By Calder Phillips-Grafflin
Last week, the international organization in charge of the distribution of IP addresses (ICANN) distributed the last remaining blocks of IPv4 internet protocol (IP) addresses. Once these last blocks are filled, which will likely happen before the end of the year, there will be no more continuous IPv4 address blocks.
In short, for regions without free IPv4 addresses, it won’t be possible for new devices to connect to the internet. Without emergency measures in these areas, the rapid growth of the internet will grind to a halt.
A combination of conservative business moves and denial have allowed most corporations and ISPs to ignore the pending IPv4 drought. After all, IPv4 allows for 4 billion different addresses. Who would have ever thought that there would be that many devices on the internet?

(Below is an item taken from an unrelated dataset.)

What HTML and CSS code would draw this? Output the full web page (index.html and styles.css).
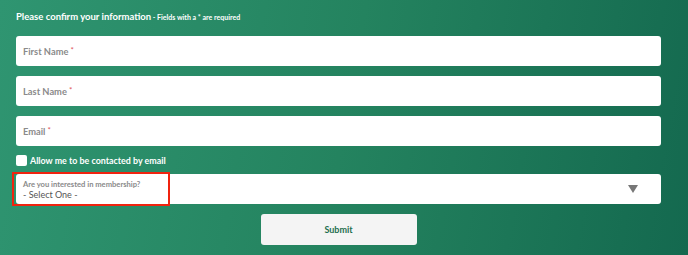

What does this mean for you as a student? Hopefully, nothing; modern computers all natively support IPv6, and organizations like colleges have enough free IP addresses that they won’t run out before they transition to IPv6. In theory, the switch from IPv4 to IPv6 will happen one night and you’ll wake up and live your life none the wiser. Of course, things of this magnitude rarely go without a hitch.
In the meantime, before the transition, there are a few things you can do to be better prepared. If you’re in the market for a new ISP, try to find one that provides IPv6. Make sure all your hardware supports IPv6 (including whatever modem/router your ISP gave you), and you should be good for the next couple of years.